Sundari: If you are identified with the body-mind and bound by your likes and dislikes, yes, indeed you do not choose who you “fall in love with.” The vasanas do the choosing. Your mind will be controlled by the gunas – and the predictable thoughts that accompany all three of them. You will have zero discrimination or dispassion and blindly enter (or catapult) into the irresistible “urge to merge,” as the saying goes. It feels so good when this passionate love attraction happens because the barrier that prevents us from experiencing the self is temporarily removed by these strong emotions, and the love of the self rushes in, seemingly filling a void. The mind feels blissful, totally satisfied – and projects the fullness and satisfaction onto the object of its desire instead of onto the self, whereas with self-knowledge there is no barrier to you experiencing the self, because you are the self and you know that you are always only experiencing the self, so you cannot be swept away like a leaf on a turbulent river by powerful emotions. You are in control of “your” emotions and the thoughts that generate them because you unfailingly manage the gunas according to your svadharma. Discrimination and dispassion, if it is solid, makes you immune to the seduction of the mind and its binding vasanas.
Miranda: But is it that the freedom lies in remaining in charge of your life even when those kind of strong emotions and desires surface? So that the “discrimination born of inquiry” guides you as to what to do – if anything – about the feelings you may have for someone, whether getting involved with that person would be judicious, if so how best to proceed, etc?
Sundari: Absolutely! Especially in those situations when strong emotions take over the mind as a result of binding vasanas. See above. What use is self-knowledge if it is powerless to protect you from poor life choices? If ignorance still conditions the mind with binding desires and emotions are controlling the intellect, you are in trouble. Your likes and dislikes are bound to get you into situations that will bring suffering, that is almost guaranteed. I was told from a young age that I should think less and feel more – I never managed it. Thank goodness!
When James and I met, we both carefully considered the karma involved in us being together. I have not always applied self-knowledge to my relationships in the distant past, which is why I suffered, like most people do in that arena of life. But luckily, by the time I met James years ago, sufficient self-knowledge and dispassion had obtained for me to act in accordance with my svadharma.
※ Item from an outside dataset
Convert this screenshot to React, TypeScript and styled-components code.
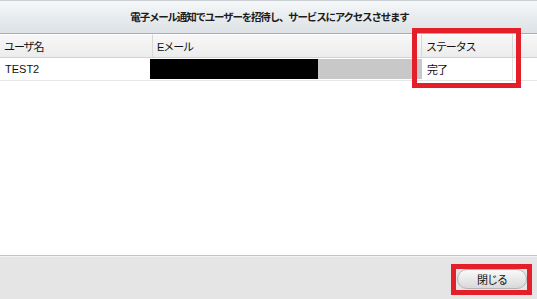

Since then, moksa has made a non-dual relationship possible for us.
For James, he has been free much longer than I have. Since moksa obtained in his late twenties he has not had a bad relationship. None of them prior to me were non-dual, but he entered each one (not that he had many) after very careful consideration of the karma of the other person and how it would impact on his life. It sounds cold and calculating, but only because we have been indoctrinated by ignorance to fall for the “romance” BS. And it causes so much suffering!
Miranda: When I heard that Ted had “fallen madly in love” – I wondered how that could be anything other than a binding vasana, coming from someone who I believed to be a free person and therefore through with binding vasanas. If you don’t have any more binding vasanas left, I would imagine that emotions in general are gentler and less frenzied, including falling in love. But that even if prarabdha brings up strong stuff, you would be able to hold your own and respond appropriately?
Sundari: You bet. We had the same thought when we heard about the relationship, and given the way the way it progressed, we suspected that a deeply buried samskara would emerge, which it did.
Also, you must remember that very few people are completely 100% free of the jiva. The only one I know is Ramji. Perhaps you were under the illusion that just because someone claims to be free, they really are completely free. Well, they may be and they may not be. All is soon revealed though, Isvara makes sure of it, sooner or later, usually sooner. Nididhysana – which is transforming all binding emotional/mental samskaras and pratibandikas into devotion to the self, is ongoing even “after” moksa. But once self-knowledge is fully actualized, nididhysana is no longer a practice, it is just knowledge because there is no longer a jiva to negate.
Miranda: And the other thing I wanted to ask about was the very high dharma code that you referred to for lineage-holders/teachers. It’s a bizarre question, I feel, but why exactly is kissing, etc. with your lover during the breaks of your Vedanta seminar a violation of that code in a country and culture like the USA where that’s normal behaviour? I feel that Vedanta would never advocate mere blind adhesion to social norms and that there must be more to it. But I’m not sure what it is. Is it to do with being in a sattvic frame of mind to do justice to the teachings and students, being totally available for your students, and also exemplifying freedom from thralldom to sense pleasures, etc? I feel like there’s something really obvious I’m missing here – but that’s ignorance for you. ☺
Sundari: It is obvious, Miranda. Teaching Vedanta is the highest dharma there is. The lineage is a sacred tradition, and everyone who claims to be part of it needs to be very clear that it is an institution that is independent of individuals and their “stuff.” Behaving like Ted did was disgraceful, not because there is anything inherently wrong with it from the mithya perspective, but it is not behaviour that is indicative of discrimination, dispassion and respect for the tradition. Do what you like in private, there is nothing wrong with sex and passion; it is beautiful if it is an expression of love. But if you are an emissary for the self and a teacher, your behaviour must be above reproach and the baser needs of the body-mind. And yes, of course, how can you be in the right frame of mind to teach if your thoughts are consumed with sexual desire?
Miranda: I’m so glad that the sangha is supporting you both through the smear campaign and I hope that progress is being made on holding the perpetrator to account so you both can be rid of this.
I also really wish that you both come back to India one day too. ☺
Sundari: Thanks, Miranda, it was not a pleasant experience, but it did not touch us as the self. It’s over now. We are updating everyone in the next newsletter to be released in the next few days. India is off the cards for the foreseeable future, but who knows?
Miranda: I’m planning to see you both in Germany, which I am so looking forward to.
Thank you so much once again for everything.
Sundari: You are so welcome, Miranda, but sadly I will not see you in Germany, as I am in South Africa and will be joining James in Bend, Oregon, in May.